FYA Talks With Sima Familant About When You Need an Art Advisor and What to Do When You’re Ready
ForYourArt talks to some of the most sought-after advisors in this ongoing feature about how to find an art advisor and how to make that relationship a successful one.
Sima Familant’s love affair with contemporary art began in the mid-1990s while studying for her MA in Postwar and Contemporary Art at Sotheby’s Institute in London after which she moved into helping build contemporary art collections for blue-chip galleries like Baumgartner Gallery in Washington D.C. She then became director of Green Naftali Gallery in New York for four years, followed by a stint as Associate Director of Greenberg Van Doren Gallery, also in New York. Familant serves on the boards of Steep Rock Arts Association Co. and LA><ART in addition to maintaining her own art advisory. Her relationship to international dealers, curators, artists and critics has been bolstered by her extensive traveling to view various artworks and exhibitions around the world, all of which have shaped her philosophy about art: “You need to see art, a lot of art, to understand art.” With an area of experience in European and American work from Warhol to the present, Familant in well-versed in contemporary art. Yet in recent years her eye has been focused on Asia and Australia as well as what is happening in India and Indonesia. Here she discusses her thoughts on what makes a good working relationship between collector and art advisor.

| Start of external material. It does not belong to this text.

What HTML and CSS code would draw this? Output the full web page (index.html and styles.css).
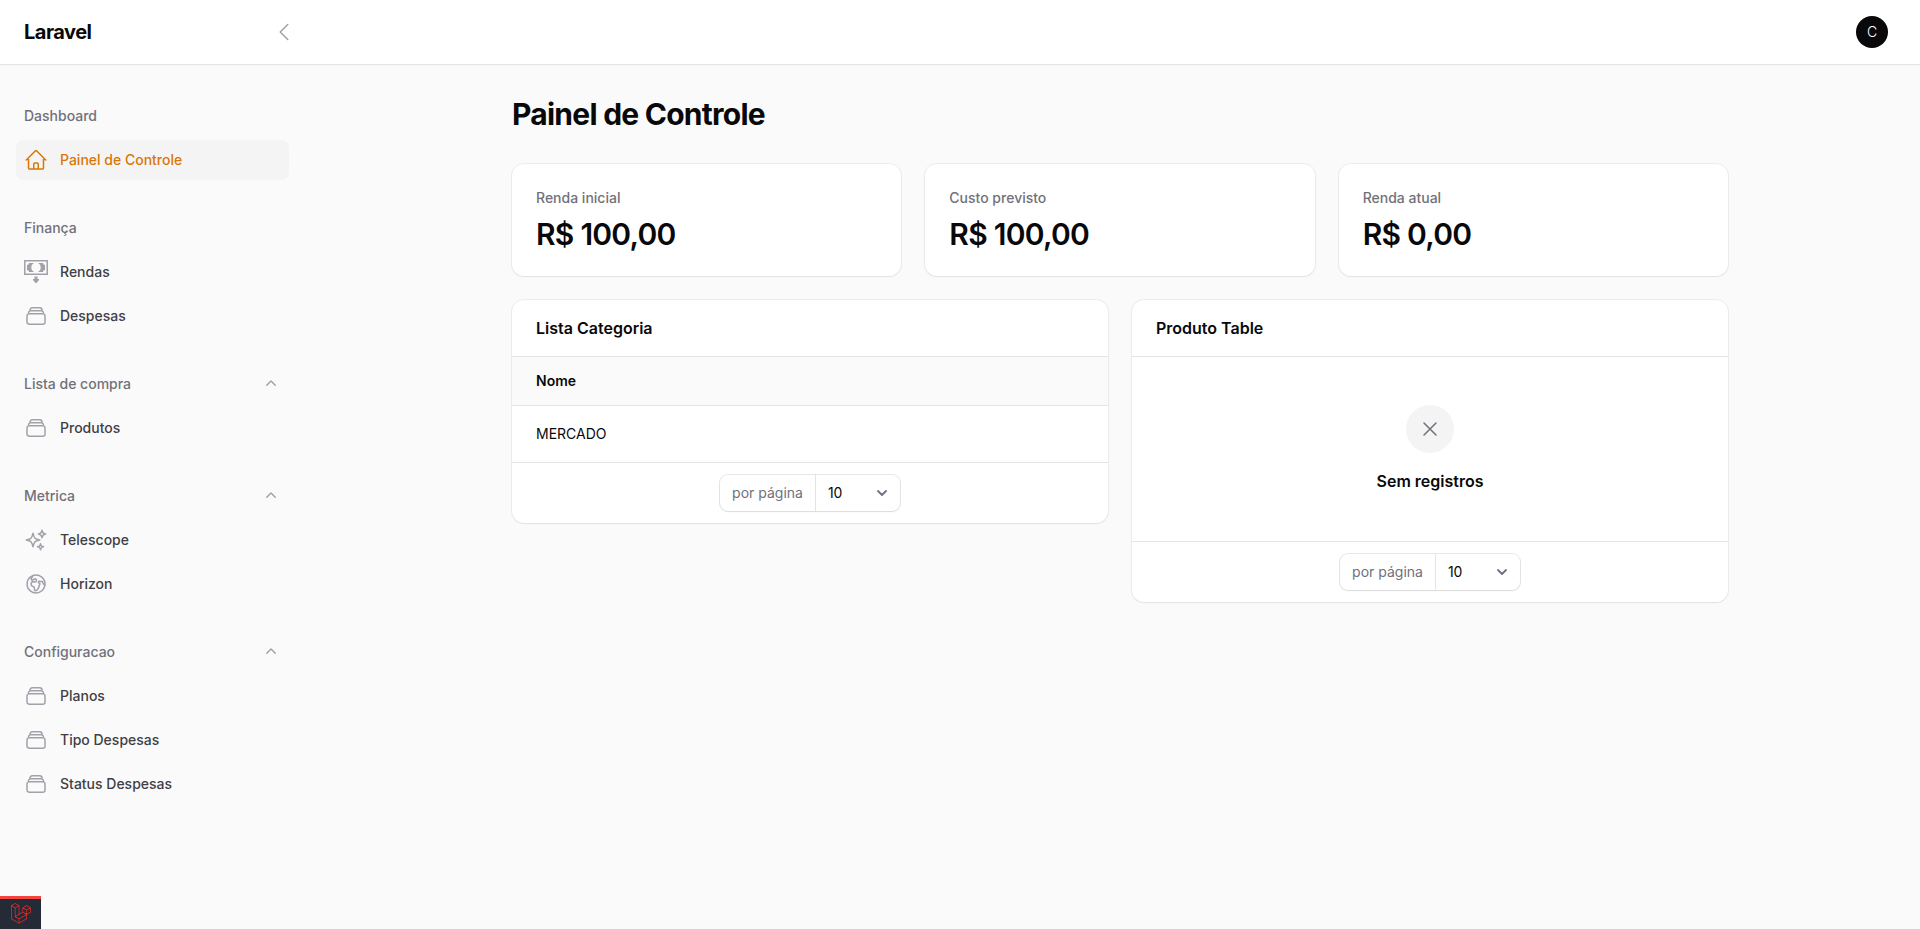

Alexis Johnson: When do you know you’re ready for an art advisor?
Sima Familant: You are too busy with your job and your life, yet you’re interested in art and collecting. You want nonpartisan feedback, and you want someone who is on the inside, therefore able to bring more to the table in terms of experience, education and market knowledge.
Johnson: How does one find an art advisor?
Familant: Most art advisors have independent businesses, so there is no “phone directory.” With it being a specialized field, word of mouth from other collectors and from art dealers seems to be the most effective method.
Johnson: Do you have any advice regarding etiquette for collectors buying works through galleries, auction houses or artists directly (with or without the assistance of an advisor)?
Familant: Collecting is a privilege, especially when buying from galleries on the primary market. The galleries, particularly in today’s seller’s market, are able to sell to whomever they like. Therefore, you have to differentiate yourself from the next collector through such activities as acquiring works on behalf of museums, lending works, funding museum shows and being involved on museum boards.
Johnson: What makes for a good working relationship between a client and an advisor?
Familant: The relationship between client and advisor is the crux of a great working experience. I find that as an advisor I do more listening, and spend much time understanding the client’s interests and goals. I feel that it is my job to understand their aesthetic and then educate them on the best choices in this area. For me, it is all about the ongoing conversation. And it goes back to question that I ask the client when we begin our relationship, “are you ready to spend a lot of time together?”
Johnson: What makes a successful collector?
Familant: Being successful at collecting is a pejorative term as collecting is not a game or a race, so the quantifying factor is not obvious. Instead, you have to decide what a successful collection means for you – investment, finding art that has been difficult to find, identifying new trends, creating a collection that is personal or an activity that brings the collector much fulfillment, etc.
Johnson: What are the benefits for clients when they hire an art advisor?
Familant: One cannot know everything, and I find that the successful people whom I respect are the ones that acknowledge this and turn to experts to assist them in their pursuits. Hiring an advisor is a great way to narrow a playing field that is quite large.